Today’s column is written by Paul Bannister, co-founder and executive vice president at CafeMedia.
One of the most desired outcomes of programmatic advertising is the ability to reserve inventory for a guaranteed buy.
Getting guaranteed access to brand-safe, premium inventory while also being able to overlay first- and third-party data, apply campaign-level frequency caps and choose which impressions to buy is an attractive proposition for any buyer. Sellers also see more ways to guarantee future revenue as a positive development.
That said, several complexities make the promise of programmatic guaranteed hard to achieve. Partly, the programmatic guaranteed solutions available today are very much in their infancy – more promise than reality. There can also be an overreliance on technology in general – just because a solution seems great doesn’t mean that buyers and sellers can step back from the execution.
The fundamental benefit in a programmatic guaranteed deal versus a standard direct deal is also its greatest challenge: The buyer incorporates audience targeting data and decides which impressions to buy. In a standard direct deal, the publisher owns or licenses any audience data and dictates when the ad server should deliver an impression. Moving that control to the buy side is a great thing in theory, but in reality it creates a large disconnect between the inventory owner and buyer.
Publishers always want to ensure that guaranteed deals deliver in full. Because the seller no longer controls what data, filters, frequency caps and other targeting parameters will be used during the campaign, the process of forecasting delivery and determining the guarantee becomes more of a wild guess. This inability to accurately forecast delivery can either leave publishers massively underselling inventory or, more likely, heavily overselling due to targeting parameters they may be unaware of or can’t account for.
Pricing is often a compounding factor in programmatic direct deals. There is still a strong perception that programmatic buying should be cheap. That's false to begin with, but doubly false for programmatic direct deals. Buyers get the same protections and guarantees of direct deals with the additional benefit of complete control over what they are buying.
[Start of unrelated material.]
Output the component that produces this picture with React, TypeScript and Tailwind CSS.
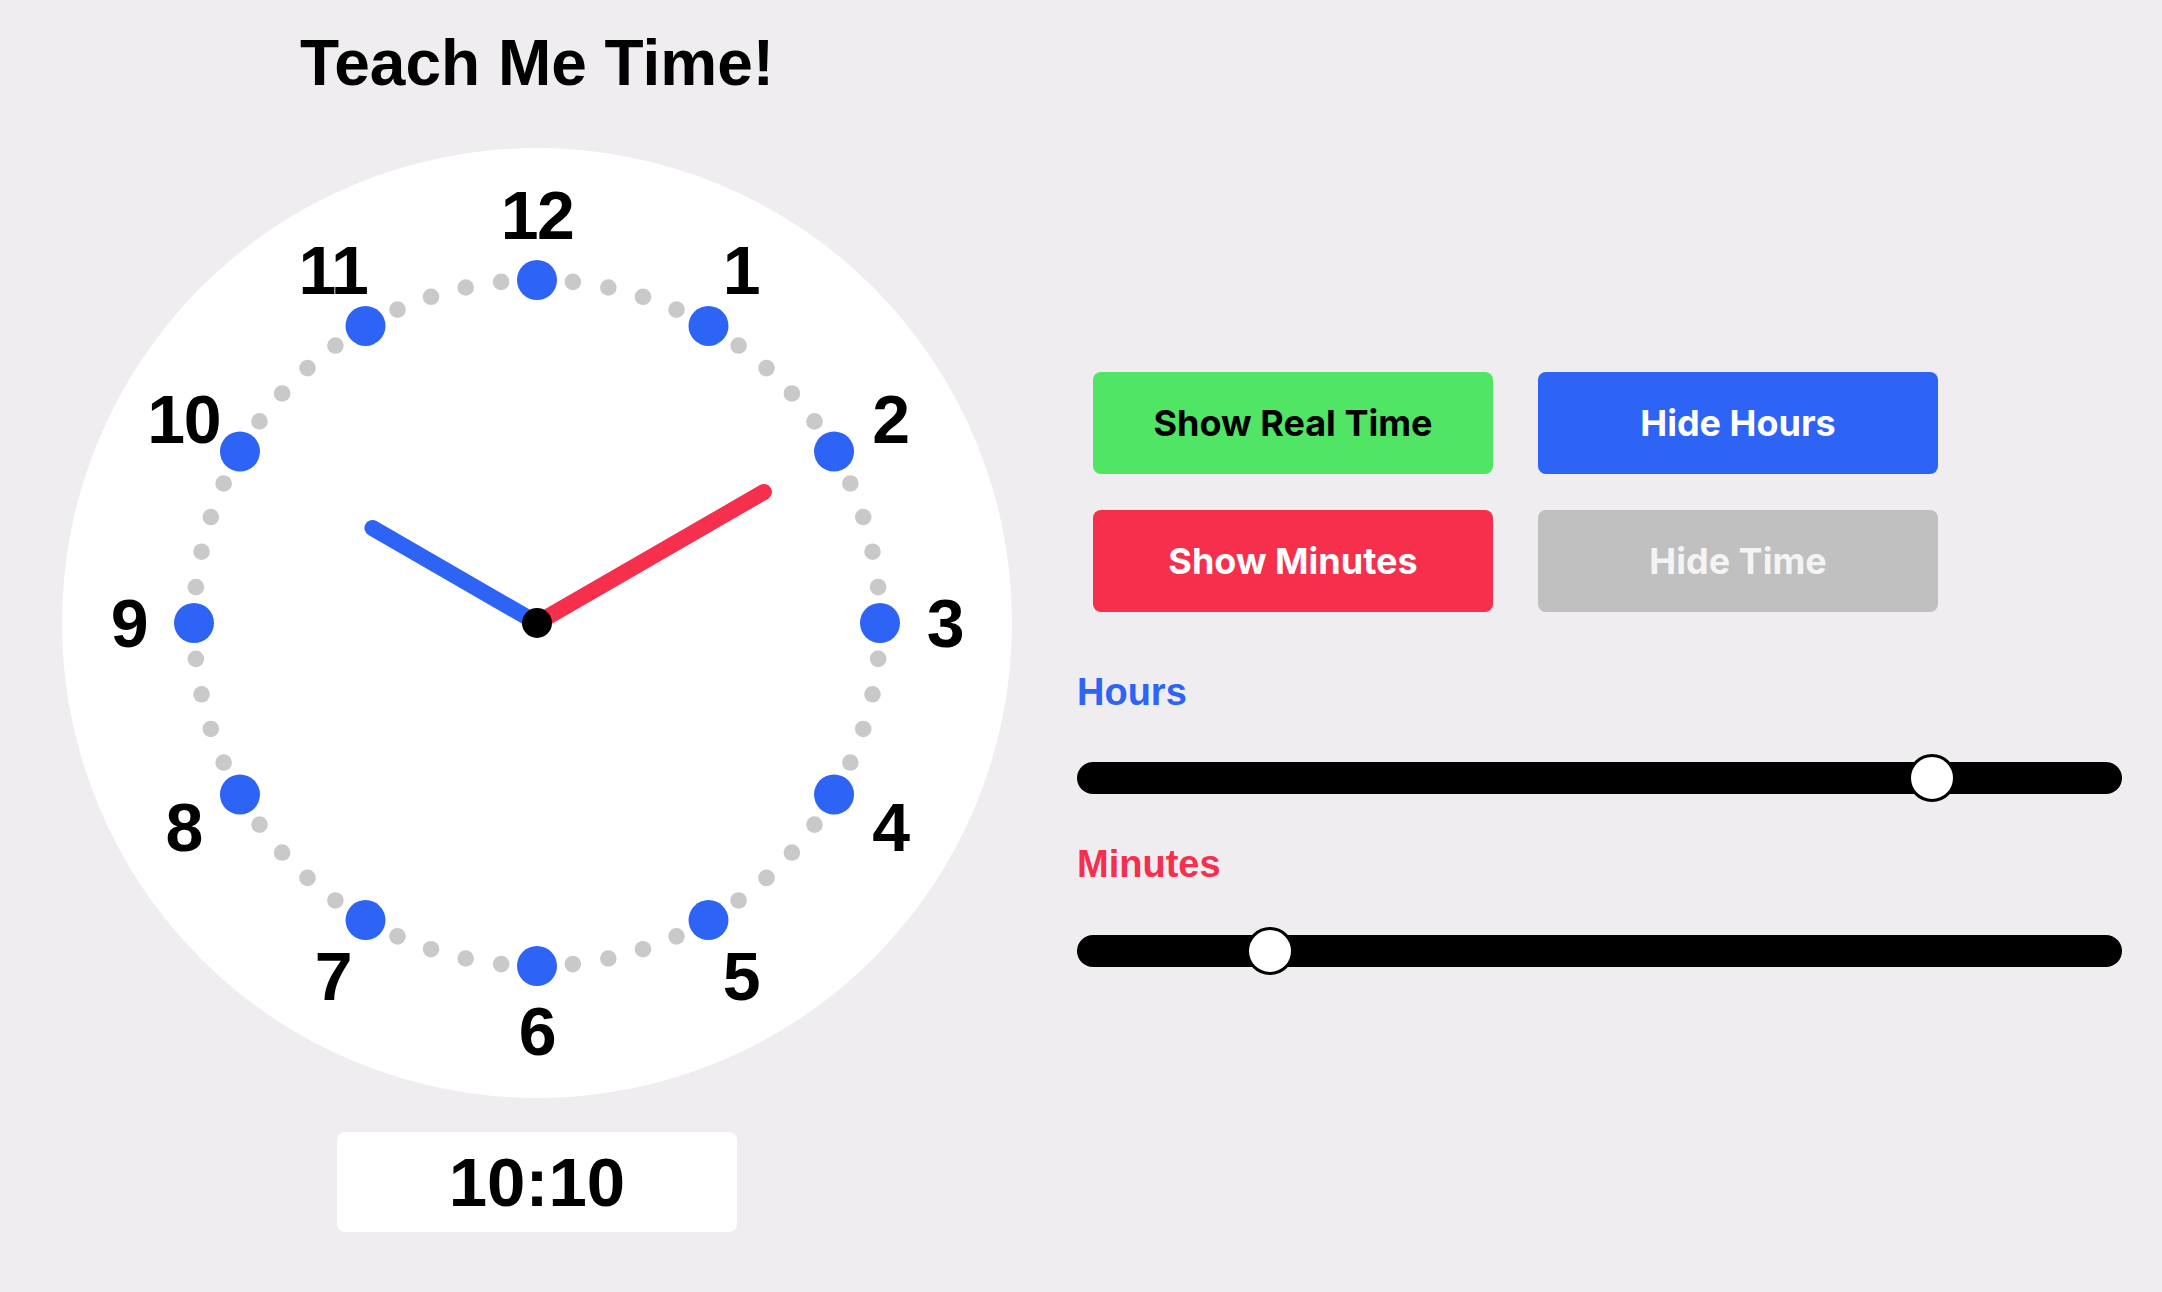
import React from "react";

const BLUE = "#2d64f5";
const RED = "#f52f4c";

function Clock({ hours, minutes }: { hours: number; minutes: number }) {
  const c = 475;
  const dots = Array.from({ length: 60 }).map((_, i) => {
    const a = (i * 6 * Math.PI) / 180;
    const x = c + 343 * Math.sin(a);
    const y = c - 343 * Math.cos(a);
    return i % 5 === 0 ? (
      <circle key={i} cx={x} cy={y} r={20} fill={BLUE} />
    ) : (
      <circle key={i} cx={x} cy={y} r={8.3} fill="#c9c9c9" />
    );
  });
  const nums = Array.from({ length: 12 }).map((_, i) => {
    const n = i + 1;
    const a = (n * 30 * Math.PI) / 180;
    const x = c + 408 * Math.sin(a);
    const y = c - 408 * Math.cos(a);
    return (
      <text
        key={n}
        x={x}
        y={y + 24}
        textAnchor="middle"
        fontFamily="'Liberation Sans', Arial, sans-serif"
        fontWeight={700}
        fontSize={68}
        letterSpacing={-1.5}
        fill="#000"
      >
        {n}
      </text>
    );
  });
  const ha = ((hours % 12) * 30 * Math.PI) / 180;
  const ma = (minutes * 6 * Math.PI) / 180;
  return (
    <svg width={950} height={950} viewBox="0 0 950 950" className="block">
      <circle cx={c} cy={c} r={475} fill="#fff" />
      {dots}
      {nums}
      <line
        x1={c}
        y1={c}
        x2={c + 190 * Math.sin(ha)}
        y2={c - 190 * Math.cos(ha)}
        stroke={BLUE}
        strokeWidth={16}
        strokeLinecap="round"
      />
      <line
        x1={c}
        y1={c}
        x2={c + 262 * Math.sin(ma)}
        y2={c - 262 * Math.cos(ma)}
        stroke={RED}
        strokeWidth={16}
        strokeLinecap="round"
      />
      <circle cx={c} cy={c} r={15} fill="#000" />
    </svg>
  );
}

function Slider({ value, min, max }: { value: number; min: number; max: number }) {
  const left = ((value - min) / (max - min)) * (1045 - 48);
  return (
    <div className="relative h-[32px] w-[1045px] rounded-full bg-black">
      <div
        className="absolute top-1/2 h-[48px] w-[48px] -translate-y-1/2 rounded-full border-[3px] border-black bg-white"
        style={{ left }}
      />
    </div>
  );
}

export default function App() {
  const hours = 10;
  const minutes = 10;
  const btn =
    "flex h-[102px] w-[400px] items-center justify-center rounded-[8px] text-[36px] font-bold font-['Inter',sans-serif]";
  return (
    <div className="flex min-h-screen w-full bg-[#efedf0] font-['Liberation_Sans',Arial,sans-serif]">
      <div className="ml-[62px] flex w-[950px] flex-col items-center">
        <h1 className="mt-[31px] text-[64px] font-bold leading-none text-black">
          Teach Me Time!
        </h1>
        <div className="mt-[53px]">
          <Clock hours={hours} minutes={minutes} />
        </div>
        <div className="mt-[34px] flex h-[100px] w-[400px] items-center justify-center rounded-[8px] bg-white">
          <span className="text-[69px] font-bold leading-none text-black">
            {hours}:{minutes.toString().padStart(2, "0")}
          </span>
        </div>
      </div>
      <div className="ml-[65px] flex flex-col pt-[372px]">
        <div className="ml-[16px] grid grid-cols-[400px_400px] gap-x-[45px] gap-y-[36px]">
          <button className={`${btn} bg-[#50e564] text-black`}>Show Real Time</button>
          <button className={`${btn} bg-[#2d64f5] text-white`}>Hide Hours</button>
          <button className={`${btn} bg-[#f52f4c] text-white`}>Show Minutes</button>
          <button className={`${btn} bg-[#c0c0c0] text-[#f4f4f4]`}>Hide Time</button>
        </div>
        <div className="mt-[61px] text-[38px] font-bold leading-none text-[#2d64f5]">Hours</div>
        <div className="mt-[51px]">
          <Slider value={hours} min={0} max={12} />
        </div>
        <div className="mt-[51px] text-[38px] font-bold leading-none text-[#f52f4c]">Minutes</div>
        <div className="mt-[52px]">
          <Slider value={minutes} min={0} max={59} />
        </div>
      </div>
    </div>
  );
}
However, due to the market perception that programmatic pricing must be efficient, programmatic guaranteed deals are often negotiated at lower rates than direct deals, making them even harder to deliver. Pricing for top-of-the-waterfall access sets up a deal for success, as it values the inventory as the true first-look access that a buyer is getting.
The Road To Success
To make programmatic guaranteed a reality, communication is key for buyers and sellers. Buyers need to be extremely upfront about every targeting parameter they will overlay so sellers can accurately forecast and guarantee a realistic number. No filter is too small and no third-party data source too irrelevant to mention. From brand safety thresholds and frequency capping to viewability rates and standards, every element of the buy should be documented and discussed in advance.
During the campaign, an open dialogue is critical to make sure both buyers and sellers are fully aware of how the deal is pacing, any issues that have come up or changes in the targeting requirements. As KPIs are evaluated, the buyer and seller should continue to collaborate on any changes they should collectively make to guarantee success. Just as in a direct deal, a kick-off call and clear KPI and targeting documentation is critical.
Maximizing scale is also key to ensuring that a programmatic guaranteed deal delivers in full. Making sure that each targeting requirement is only applied on one side is a major strategy that can help increase scale. This doesn't mean that all targeting must be done by buyer or seller; for each parameter, the buyer and seller should determine who is responsible. If a buyer wants to use purchase-based targeting data, for example, the seller should not apply redundant targeting. If the seller's inventory is, by default, highly viewable, the buyer should not apply any viewability filters.
Another tactic to set up programmatic guaranteed deals for success is a tiered program. A buyer can create separate strategies within a campaign with reduced levels of targeting. The buyer prioritizes delivery toward the top, most strictly targeted tiers, but ensures that the campaign delivers in full by supplementing with more relaxed tiers. For example, the top-tier strategy might include purchase-based targeting, demographic targeting, a tight frequency cap and very high viewability requirements. A second tier might remove the purchase-based targeting, and the lowest tier might only have the viewability requirements. This approach gives both sides more levers to help keep the campaign pacing on track.
A number of technology companies have developed platforms that claim to solve for all or some of these issues.
Many are not full-stack solutions in the sense that they only solve for the issues on the publisher side or buyer side. But without the ad server, supply-side platform and demand-side platform completely in sync, a technical solution will often fail to deliver on its promise.
Even in a fully integrated solution, such as what Google is moving toward with DFP-AdX-DBM, the technology won't live up to expectations unless communication is strong and all parties are invested in success. Plus, without a move to a flat tax for ad tech, buyers and sellers will be hard pressed to see worth in giving up 20% to 30% of the deal value to third parties.
Programmatic guaranteed has great potential to keep pushing the industry forward and give buyers and sellers more ways to optimize for their needs. But it's important for us to move forward with our eyes open to the potential challenges so we can collectively solve for them and help programmatic guaranteed live up to its promise.